Written request – Collect every line that includes the string "React".

**** Data segment

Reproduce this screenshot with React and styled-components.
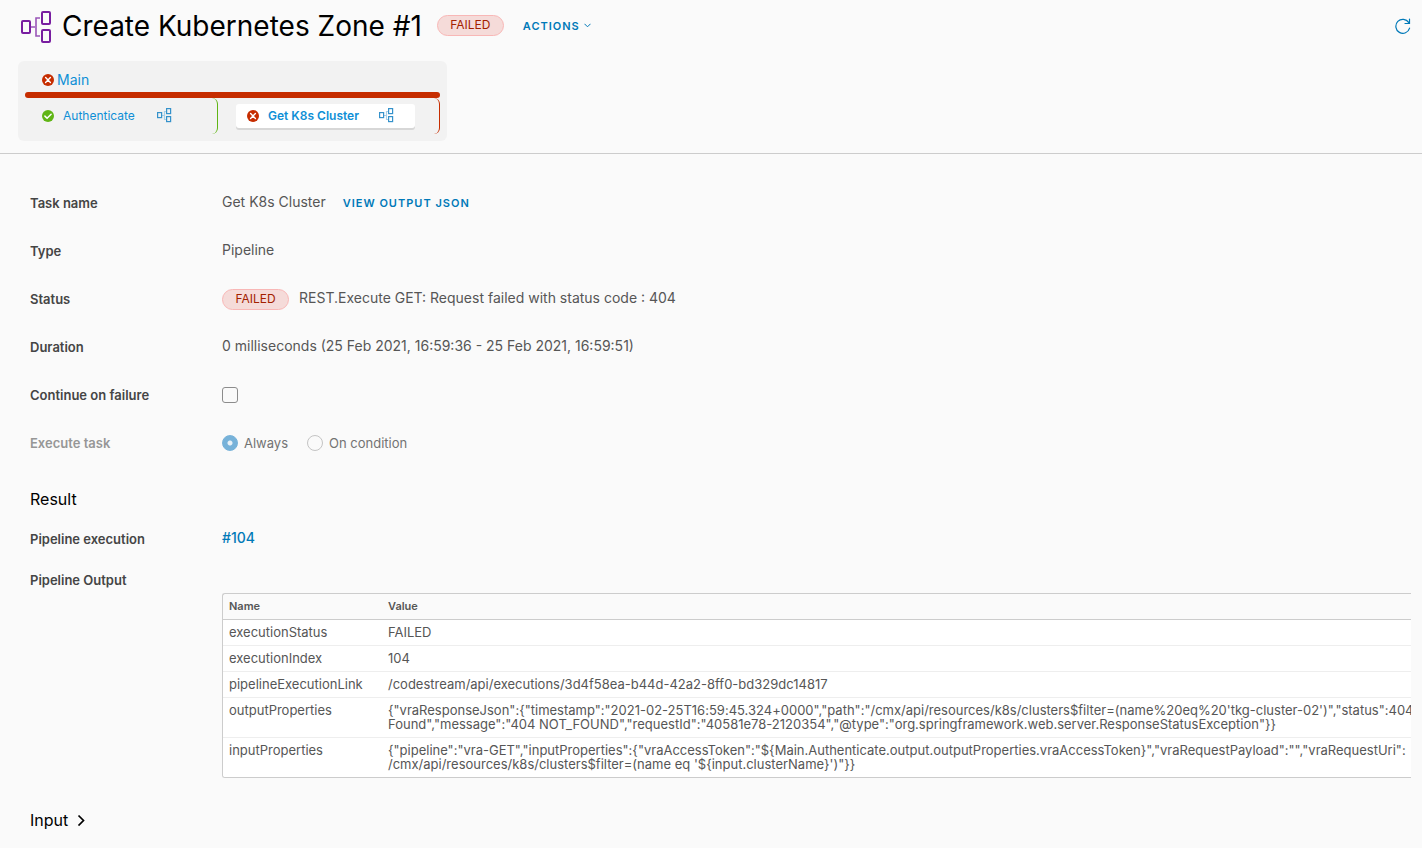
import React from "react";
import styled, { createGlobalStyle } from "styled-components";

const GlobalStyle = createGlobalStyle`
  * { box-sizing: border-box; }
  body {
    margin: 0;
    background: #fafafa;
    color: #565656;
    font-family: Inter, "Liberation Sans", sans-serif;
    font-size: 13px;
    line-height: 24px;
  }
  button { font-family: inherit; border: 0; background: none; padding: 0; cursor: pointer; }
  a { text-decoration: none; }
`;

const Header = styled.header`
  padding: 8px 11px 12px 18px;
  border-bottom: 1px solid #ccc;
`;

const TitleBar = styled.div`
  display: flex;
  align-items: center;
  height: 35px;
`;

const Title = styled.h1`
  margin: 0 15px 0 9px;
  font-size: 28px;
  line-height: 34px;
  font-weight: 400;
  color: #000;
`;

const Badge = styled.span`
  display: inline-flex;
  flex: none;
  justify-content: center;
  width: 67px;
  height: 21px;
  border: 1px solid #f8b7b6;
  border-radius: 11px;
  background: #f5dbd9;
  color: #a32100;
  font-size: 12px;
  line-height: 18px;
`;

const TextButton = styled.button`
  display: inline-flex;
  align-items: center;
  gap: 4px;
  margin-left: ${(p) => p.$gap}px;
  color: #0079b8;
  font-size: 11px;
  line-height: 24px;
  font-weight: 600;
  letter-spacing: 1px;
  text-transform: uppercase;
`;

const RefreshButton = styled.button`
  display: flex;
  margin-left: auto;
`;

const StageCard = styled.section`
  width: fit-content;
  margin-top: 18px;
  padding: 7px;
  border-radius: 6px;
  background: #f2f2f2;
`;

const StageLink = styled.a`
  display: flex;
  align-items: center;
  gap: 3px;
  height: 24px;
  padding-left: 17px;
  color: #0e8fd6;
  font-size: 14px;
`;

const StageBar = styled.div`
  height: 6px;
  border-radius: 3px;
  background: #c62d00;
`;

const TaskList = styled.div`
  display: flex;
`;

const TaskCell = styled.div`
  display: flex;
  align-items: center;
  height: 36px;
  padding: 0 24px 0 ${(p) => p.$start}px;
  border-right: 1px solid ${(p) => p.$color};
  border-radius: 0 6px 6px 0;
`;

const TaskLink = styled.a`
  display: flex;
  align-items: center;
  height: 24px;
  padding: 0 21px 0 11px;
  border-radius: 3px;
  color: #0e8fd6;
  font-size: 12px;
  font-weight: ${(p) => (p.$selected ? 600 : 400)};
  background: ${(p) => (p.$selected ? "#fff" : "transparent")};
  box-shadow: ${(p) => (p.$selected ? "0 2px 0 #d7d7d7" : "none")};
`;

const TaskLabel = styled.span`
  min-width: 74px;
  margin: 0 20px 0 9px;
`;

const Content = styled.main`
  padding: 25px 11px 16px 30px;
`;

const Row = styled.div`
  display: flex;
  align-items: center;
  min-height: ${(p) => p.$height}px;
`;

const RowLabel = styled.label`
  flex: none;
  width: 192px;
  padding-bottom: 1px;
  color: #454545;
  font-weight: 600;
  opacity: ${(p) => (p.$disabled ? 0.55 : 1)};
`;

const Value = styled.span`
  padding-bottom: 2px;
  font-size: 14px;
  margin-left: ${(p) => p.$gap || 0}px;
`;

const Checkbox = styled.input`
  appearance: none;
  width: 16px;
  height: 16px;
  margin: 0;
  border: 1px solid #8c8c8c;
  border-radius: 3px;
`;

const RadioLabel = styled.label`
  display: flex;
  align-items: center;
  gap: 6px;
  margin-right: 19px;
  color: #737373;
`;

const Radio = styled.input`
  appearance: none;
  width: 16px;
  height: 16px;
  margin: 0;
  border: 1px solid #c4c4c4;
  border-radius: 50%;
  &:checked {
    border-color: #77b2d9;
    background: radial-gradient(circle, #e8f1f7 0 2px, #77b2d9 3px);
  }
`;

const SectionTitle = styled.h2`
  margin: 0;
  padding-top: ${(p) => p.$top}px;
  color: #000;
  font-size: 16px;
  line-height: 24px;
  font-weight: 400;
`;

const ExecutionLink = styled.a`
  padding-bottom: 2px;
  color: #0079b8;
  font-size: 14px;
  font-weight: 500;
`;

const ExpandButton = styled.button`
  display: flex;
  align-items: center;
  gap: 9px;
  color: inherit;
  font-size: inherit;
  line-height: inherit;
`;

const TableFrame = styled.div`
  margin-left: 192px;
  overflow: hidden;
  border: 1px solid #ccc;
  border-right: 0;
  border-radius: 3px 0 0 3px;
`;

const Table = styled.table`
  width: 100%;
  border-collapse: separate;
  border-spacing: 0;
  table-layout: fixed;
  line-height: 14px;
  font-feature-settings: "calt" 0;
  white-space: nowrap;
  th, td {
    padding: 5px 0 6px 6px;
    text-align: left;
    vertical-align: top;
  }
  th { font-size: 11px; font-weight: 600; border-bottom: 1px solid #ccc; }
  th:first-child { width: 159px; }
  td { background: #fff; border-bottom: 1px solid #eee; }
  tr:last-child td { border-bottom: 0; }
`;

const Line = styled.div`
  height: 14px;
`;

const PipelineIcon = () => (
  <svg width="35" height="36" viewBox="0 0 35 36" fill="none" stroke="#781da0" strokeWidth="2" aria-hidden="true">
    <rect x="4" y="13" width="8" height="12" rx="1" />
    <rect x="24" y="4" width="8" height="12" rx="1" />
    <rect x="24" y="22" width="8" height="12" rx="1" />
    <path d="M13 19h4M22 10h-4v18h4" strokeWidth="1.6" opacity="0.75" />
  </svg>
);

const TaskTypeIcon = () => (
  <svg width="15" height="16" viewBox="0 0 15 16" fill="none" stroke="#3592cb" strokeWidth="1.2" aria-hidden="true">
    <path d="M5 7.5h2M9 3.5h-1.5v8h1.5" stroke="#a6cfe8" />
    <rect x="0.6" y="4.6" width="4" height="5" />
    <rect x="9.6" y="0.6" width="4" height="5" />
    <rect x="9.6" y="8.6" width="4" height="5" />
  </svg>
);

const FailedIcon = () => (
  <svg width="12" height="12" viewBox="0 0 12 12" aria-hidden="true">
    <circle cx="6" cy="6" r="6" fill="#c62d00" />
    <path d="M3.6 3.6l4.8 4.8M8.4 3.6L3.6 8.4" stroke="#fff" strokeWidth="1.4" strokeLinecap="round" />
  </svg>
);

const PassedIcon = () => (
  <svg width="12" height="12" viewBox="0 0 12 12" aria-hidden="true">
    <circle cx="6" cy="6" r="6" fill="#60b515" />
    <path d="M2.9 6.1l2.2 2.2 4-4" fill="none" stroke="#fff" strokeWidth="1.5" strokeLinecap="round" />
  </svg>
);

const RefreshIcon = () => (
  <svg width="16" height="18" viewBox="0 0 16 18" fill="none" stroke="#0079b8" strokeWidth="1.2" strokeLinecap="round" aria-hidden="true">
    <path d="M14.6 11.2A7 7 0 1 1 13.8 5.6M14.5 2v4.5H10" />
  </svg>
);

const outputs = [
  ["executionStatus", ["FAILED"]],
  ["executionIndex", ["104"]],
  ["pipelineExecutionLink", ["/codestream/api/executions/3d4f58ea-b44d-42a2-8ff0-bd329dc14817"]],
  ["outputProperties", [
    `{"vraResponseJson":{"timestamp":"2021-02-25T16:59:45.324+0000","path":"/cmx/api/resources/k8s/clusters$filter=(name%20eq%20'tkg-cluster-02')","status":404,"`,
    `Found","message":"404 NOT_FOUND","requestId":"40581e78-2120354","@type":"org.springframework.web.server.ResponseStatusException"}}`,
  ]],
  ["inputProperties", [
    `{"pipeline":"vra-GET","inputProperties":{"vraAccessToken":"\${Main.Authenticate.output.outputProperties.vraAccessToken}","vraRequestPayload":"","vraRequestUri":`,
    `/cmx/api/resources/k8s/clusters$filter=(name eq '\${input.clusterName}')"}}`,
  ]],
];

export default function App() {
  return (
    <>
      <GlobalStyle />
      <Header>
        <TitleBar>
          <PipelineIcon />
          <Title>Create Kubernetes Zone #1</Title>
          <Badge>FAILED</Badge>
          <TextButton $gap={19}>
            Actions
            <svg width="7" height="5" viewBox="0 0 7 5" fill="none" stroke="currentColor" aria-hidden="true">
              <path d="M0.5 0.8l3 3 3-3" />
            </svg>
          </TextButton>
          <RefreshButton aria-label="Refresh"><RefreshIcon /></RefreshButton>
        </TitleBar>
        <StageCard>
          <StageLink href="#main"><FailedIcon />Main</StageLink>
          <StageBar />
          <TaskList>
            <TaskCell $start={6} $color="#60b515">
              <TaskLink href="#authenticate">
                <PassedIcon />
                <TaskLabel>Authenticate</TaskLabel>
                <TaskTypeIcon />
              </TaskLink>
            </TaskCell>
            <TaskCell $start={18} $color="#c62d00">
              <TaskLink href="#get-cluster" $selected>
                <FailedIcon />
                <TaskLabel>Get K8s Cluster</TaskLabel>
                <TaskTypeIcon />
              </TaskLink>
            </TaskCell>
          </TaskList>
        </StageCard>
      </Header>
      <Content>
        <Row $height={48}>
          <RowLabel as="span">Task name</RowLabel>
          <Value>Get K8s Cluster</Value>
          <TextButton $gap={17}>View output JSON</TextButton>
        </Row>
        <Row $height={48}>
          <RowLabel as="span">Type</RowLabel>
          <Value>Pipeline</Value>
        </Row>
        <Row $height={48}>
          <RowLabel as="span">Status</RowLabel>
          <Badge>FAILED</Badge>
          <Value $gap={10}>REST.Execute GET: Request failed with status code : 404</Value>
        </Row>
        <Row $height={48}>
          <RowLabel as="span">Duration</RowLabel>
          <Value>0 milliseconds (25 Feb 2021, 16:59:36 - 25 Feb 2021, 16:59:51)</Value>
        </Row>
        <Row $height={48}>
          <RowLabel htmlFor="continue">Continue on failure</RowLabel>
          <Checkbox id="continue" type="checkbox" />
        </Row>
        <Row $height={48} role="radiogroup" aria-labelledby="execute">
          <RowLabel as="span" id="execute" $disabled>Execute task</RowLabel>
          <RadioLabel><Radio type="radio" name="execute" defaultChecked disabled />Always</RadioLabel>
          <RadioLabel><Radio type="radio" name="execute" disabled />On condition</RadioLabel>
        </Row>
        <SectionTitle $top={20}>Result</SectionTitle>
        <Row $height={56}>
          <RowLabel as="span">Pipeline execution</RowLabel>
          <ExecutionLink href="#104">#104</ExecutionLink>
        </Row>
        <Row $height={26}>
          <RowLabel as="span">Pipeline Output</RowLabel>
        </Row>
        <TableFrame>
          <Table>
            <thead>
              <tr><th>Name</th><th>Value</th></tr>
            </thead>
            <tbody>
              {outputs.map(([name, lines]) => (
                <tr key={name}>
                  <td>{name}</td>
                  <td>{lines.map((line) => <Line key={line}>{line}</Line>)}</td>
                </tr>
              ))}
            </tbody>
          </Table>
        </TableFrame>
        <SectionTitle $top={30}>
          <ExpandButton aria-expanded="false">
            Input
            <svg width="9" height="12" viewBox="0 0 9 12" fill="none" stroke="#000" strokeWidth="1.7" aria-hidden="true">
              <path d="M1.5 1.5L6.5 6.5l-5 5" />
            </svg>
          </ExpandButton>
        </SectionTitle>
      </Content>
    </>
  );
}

********

The result –
Reproduce this screenshot with React and styled-components.
import React from "react";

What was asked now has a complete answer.